_Given problem_: Output all lines exactly.

——

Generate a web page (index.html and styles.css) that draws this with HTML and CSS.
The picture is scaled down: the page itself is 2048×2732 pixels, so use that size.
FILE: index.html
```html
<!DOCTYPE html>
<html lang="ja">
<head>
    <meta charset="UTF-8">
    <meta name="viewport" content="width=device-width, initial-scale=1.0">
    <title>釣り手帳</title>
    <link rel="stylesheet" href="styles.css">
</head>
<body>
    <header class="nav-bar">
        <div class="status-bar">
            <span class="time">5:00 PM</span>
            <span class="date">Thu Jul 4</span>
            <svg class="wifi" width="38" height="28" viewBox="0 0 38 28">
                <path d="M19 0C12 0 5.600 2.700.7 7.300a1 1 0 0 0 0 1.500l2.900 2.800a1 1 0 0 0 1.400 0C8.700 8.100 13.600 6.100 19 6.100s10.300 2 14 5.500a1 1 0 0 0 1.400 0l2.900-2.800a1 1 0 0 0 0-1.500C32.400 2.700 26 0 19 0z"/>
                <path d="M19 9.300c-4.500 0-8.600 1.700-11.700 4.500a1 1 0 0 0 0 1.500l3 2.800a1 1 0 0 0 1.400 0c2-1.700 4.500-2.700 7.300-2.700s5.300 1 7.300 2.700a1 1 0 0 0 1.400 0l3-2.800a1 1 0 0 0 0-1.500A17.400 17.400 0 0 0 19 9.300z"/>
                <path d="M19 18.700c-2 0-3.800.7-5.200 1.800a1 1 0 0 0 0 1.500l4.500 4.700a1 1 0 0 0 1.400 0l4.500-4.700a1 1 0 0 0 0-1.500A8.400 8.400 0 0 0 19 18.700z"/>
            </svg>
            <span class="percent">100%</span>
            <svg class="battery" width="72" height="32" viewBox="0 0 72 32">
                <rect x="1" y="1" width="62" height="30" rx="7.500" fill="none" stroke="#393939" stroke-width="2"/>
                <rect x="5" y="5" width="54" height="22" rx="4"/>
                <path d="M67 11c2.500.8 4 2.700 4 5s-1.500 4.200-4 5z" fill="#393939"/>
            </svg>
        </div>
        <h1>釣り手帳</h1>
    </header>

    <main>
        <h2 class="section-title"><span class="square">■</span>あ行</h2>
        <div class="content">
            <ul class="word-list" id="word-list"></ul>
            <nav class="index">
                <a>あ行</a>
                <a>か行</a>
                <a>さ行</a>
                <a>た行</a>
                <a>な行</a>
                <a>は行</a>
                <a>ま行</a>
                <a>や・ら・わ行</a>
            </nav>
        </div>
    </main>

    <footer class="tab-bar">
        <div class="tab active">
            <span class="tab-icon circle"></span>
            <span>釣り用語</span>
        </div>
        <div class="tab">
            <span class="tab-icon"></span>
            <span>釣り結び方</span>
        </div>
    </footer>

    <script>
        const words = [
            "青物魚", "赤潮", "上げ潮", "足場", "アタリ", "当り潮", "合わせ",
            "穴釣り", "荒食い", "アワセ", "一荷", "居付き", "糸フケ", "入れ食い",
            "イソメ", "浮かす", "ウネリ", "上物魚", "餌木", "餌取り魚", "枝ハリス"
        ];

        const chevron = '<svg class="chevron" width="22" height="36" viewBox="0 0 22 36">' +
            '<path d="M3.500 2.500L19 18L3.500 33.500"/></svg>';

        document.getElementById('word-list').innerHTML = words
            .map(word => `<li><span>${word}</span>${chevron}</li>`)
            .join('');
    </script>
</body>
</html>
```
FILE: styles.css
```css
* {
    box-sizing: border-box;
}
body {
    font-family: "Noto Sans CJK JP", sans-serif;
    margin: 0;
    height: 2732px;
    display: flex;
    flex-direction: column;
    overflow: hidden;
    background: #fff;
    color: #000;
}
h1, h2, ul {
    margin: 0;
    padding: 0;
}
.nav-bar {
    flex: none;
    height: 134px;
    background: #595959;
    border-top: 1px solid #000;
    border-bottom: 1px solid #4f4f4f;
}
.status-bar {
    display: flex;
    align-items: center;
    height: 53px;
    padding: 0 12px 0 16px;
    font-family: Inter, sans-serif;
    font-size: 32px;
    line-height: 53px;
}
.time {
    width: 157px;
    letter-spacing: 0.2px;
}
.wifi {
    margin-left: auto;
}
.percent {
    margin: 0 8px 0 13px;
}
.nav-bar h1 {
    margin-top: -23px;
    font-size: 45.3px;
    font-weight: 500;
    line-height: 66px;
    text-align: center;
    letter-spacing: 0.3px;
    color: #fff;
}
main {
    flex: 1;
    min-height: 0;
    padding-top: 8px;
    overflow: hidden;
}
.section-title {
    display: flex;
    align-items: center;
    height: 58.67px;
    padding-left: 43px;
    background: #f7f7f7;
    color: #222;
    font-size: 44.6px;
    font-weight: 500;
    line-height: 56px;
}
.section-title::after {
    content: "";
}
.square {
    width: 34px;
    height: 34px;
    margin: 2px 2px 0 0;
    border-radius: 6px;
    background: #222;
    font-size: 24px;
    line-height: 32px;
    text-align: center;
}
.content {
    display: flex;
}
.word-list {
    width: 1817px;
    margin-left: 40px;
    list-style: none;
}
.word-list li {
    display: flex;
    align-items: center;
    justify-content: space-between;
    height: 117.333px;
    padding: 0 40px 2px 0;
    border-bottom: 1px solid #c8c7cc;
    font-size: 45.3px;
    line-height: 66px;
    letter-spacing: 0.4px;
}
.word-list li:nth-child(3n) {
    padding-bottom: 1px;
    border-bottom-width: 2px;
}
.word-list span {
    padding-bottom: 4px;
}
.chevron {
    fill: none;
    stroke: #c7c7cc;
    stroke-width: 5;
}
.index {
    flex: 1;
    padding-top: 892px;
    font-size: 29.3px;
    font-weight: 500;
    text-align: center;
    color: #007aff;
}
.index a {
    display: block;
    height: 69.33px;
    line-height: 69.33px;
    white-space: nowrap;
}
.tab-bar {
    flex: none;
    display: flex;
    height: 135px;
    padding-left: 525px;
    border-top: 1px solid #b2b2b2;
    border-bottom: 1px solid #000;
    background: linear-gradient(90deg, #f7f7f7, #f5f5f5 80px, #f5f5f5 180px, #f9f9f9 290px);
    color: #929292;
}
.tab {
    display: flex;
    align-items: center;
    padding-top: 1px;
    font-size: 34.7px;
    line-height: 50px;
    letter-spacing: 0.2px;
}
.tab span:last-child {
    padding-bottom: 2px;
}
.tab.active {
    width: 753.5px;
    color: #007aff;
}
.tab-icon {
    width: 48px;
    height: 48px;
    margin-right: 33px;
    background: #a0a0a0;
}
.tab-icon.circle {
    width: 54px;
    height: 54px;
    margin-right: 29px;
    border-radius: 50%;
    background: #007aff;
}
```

——

_Final result_:
Generate a web page (index.html and styles.css) that draws this with HTML and CSS.
The picture is scaled down: the page itself is 2048×2732 pixels, so use that size.
FILE: index.html
```html
<!DOCTYPE html>
<html lang="ja">
<head>
    <meta charset="UTF-8">
    <meta name="viewport" content="width=device-width, initial-scale=1.0">
    <title>釣り手帳</title>
    <link rel="stylesheet" href="styles.css">
</head>
<body>
    <header class="nav-bar">
        <div class="status-bar">
            <span class="time">5:00 PM</span>
            <span class="date">Thu Jul 4</span>
            <svg class="wifi" width="38" height="28" viewBox="0 0 38 28">
                <path d="M19 0C12 0 5.600 2.700.7 7.300a1 1 0 0 0 0 1.500l2.900 2.800a1 1 0 0 0 1.400 0C8.700 8.100 13.600 6.100 19 6.100s10.300 2 14 5.500a1 1 0 0 0 1.400 0l2.900-2.800a1 1 0 0 0 0-1.500C32.400 2.700 26 0 19 0z"/>
                <path d="M19 9.300c-4.500 0-8.600 1.700-11.700 4.500a1 1 0 0 0 0 1.500l3 2.800a1 1 0 0 0 1.400 0c2-1.700 4.500-2.700 7.300-2.700s5.300 1 7.300 2.700a1 1 0 0 0 1.400 0l3-2.800a1 1 0 0 0 0-1.500A17.400 17.400 0 0 0 19 9.300z"/>
                <path d="M19 18.700c-2 0-3.800.7-5.200 1.800a1 1 0 0 0 0 1.500l4.500 4.700a1 1 0 0 0 1.400 0l4.500-4.700a1 1 0 0 0 0-1.500A8.400 8.400 0 0 0 19 18.700z"/>
            </svg>
            <span class="percent">100%</span>
            <svg class="battery" width="72" height="32" viewBox="0 0 72 32">
                <rect x="1" y="1" width="62" height="30" rx="7.500" fill="none" stroke="#393939" stroke-width="2"/>
                <rect x="5" y="5" width="54" height="22" rx="4"/>
                <path d="M67 11c2.500.8 4 2.700 4 5s-1.500 4.200-4 5z" fill="#393939"/>
            </svg>
        </div>
        <h1>釣り手帳</h1>
    </header>

    <main>
        <h2 class="section-title"><span class="square">■</span>あ行</h2>
        <div class="content">
            <ul class="word-list" id="word-list"></ul>
            <nav class="index">
                <a>あ行</a>
                <a>か行</a>
                <a>さ行</a>
                <a>た行</a>
                <a>な行</a>
                <a>は行</a>
                <a>ま行</a>
                <a>や・ら・わ行</a>
            </nav>
        </div>
    </main>

    <footer class="tab-bar">
        <div class="tab active">
            <span class="tab-icon circle"></span>
            <span>釣り用語</span>
        </div>
        <div class="tab">
            <span class="tab-icon"></span>
            <span>釣り結び方</span>
        </div>
    </footer>

    <script>
        const words = [
            "青物魚", "赤潮", "上げ潮", "足場", "アタリ", "当り潮", "合わせ",
            "穴釣り", "荒食い", "アワセ", "一荷", "居付き", "糸フケ", "入れ食い",
            "イソメ", "浮かす", "ウネリ", "上物魚", "餌木", "餌取り魚", "枝ハリス"
        ];

        const chevron = '<svg class="chevron" width="22" height="36" viewBox="0 0 22 36">' +
            '<path d="M3.500 2.500L19 18L3.500 33.500"/></svg>';

        document.getElementById('word-list').innerHTML = words
            .map(word => `<li><span>${word}</span>${chevron}</li>`)
            .join('');
    </script>
</body>
</html>
```
FILE: styles.css
```css
* {
    box-sizing: border-box;
}
body {
    font-family: "Noto Sans CJK JP", sans-serif;
    margin: 0;
    height: 2732px;
    display: flex;
    flex-direction: column;
    overflow: hidden;
    background: #fff;
    color: #000;
}
h1, h2, ul {
    margin: 0;
    padding: 0;
}
.nav-bar {
    flex: none;
    height: 134px;
    background: #595959;
    border-top: 1px solid #000;
    border-bottom: 1px solid #4f4f4f;
}
.status-bar {
    display: flex;
    align-items: center;
    height: 53px;
    padding: 0 12px 0 16px;
    font-family: Inter, sans-serif;
    font-size: 32px;
    line-height: 53px;
}
.time {
    width: 157px;
    letter-spacing: 0.2px;
}
.wifi {
    margin-left: auto;
}
.percent {
    margin: 0 8px 0 13px;
}
.nav-bar h1 {
    margin-top: -23px;
    font-size: 45.3px;
    font-weight: 500;
    line-height: 66px;
    text-align: center;
    letter-spacing: 0.3px;
    color: #fff;
}
main {
    flex: 1;
    min-height: 0;
    padding-top: 8px;
    overflow: hidden;
}
.section-title {
    display: flex;
    align-items: center;
    height: 58.67px;
    padding-left: 43px;
    background: #f7f7f7;
    color: #222;
    font-size: 44.6px;
    font-weight: 500;
    line-height: 56px;
}
.section-title::after {
    content: "";
}
.square {
    width: 34px;
    height: 34px;
    margin: 2px 2px 0 0;
    border-radius: 6px;
    background: #222;
    font-size: 24px;
    line-height: 32px;
    text-align: center;
}
.content {
    display: flex;
}
.word-list {
    width: 1817px;
    margin-left: 40px;
    list-style: none;
}
.word-list li {
    display: flex;
    align-items: center;
    justify-content: space-between;
    height: 117.333px;
    padding: 0 40px 2px 0;
    border-bottom: 1px solid #c8c7cc;
    font-size: 45.3px;
    line-height: 66px;
    letter-spacing: 0.4px;
}
.word-list li:nth-child(3n) {
    padding-bottom: 1px;
    border-bottom-width: 2px;
}
.word-list span {
    padding-bottom: 4px;
}
.chevron {
    fill: none;
    stroke: #c7c7cc;
    stroke-width: 5;
}
.index {
    flex: 1;
    padding-top: 892px;
    font-size: 29.3px;
    font-weight: 500;
    text-align: center;
    color: #007aff;
}
.index a {
    display: block;
    height: 69.33px;
    line-height: 69.33px;
    white-space: nowrap;
}
.tab-bar {
    flex: none;
    display: flex;
    height: 135px;
    padding-left: 525px;
    border-top: 1px solid #b2b2b2;
    border-bottom: 1px solid #000;
    background: linear-gradient(90deg, #f7f7f7, #f5f5f5 80px, #f5f5f5 180px, #f9f9f9 290px);
    color: #929292;
}
.tab {
    display: flex;
    align-items: center;
    padding-top: 1px;
    font-size: 34.7px;
    line-height: 50px;
    letter-spacing: 0.2px;
}
.tab span:last-child {
    padding-bottom: 2px;
}
.tab.active {
    width: 753.5px;
    color: #007aff;
}
.tab-icon {
    width: 48px;
    height: 48px;
    margin-right: 33px;
    background: #a0a0a0;
}
.tab-icon.circle {
    width: 54px;
    height: 54px;
    margin-right: 29px;
    border-radius: 50%;
    background: #007aff;
}
```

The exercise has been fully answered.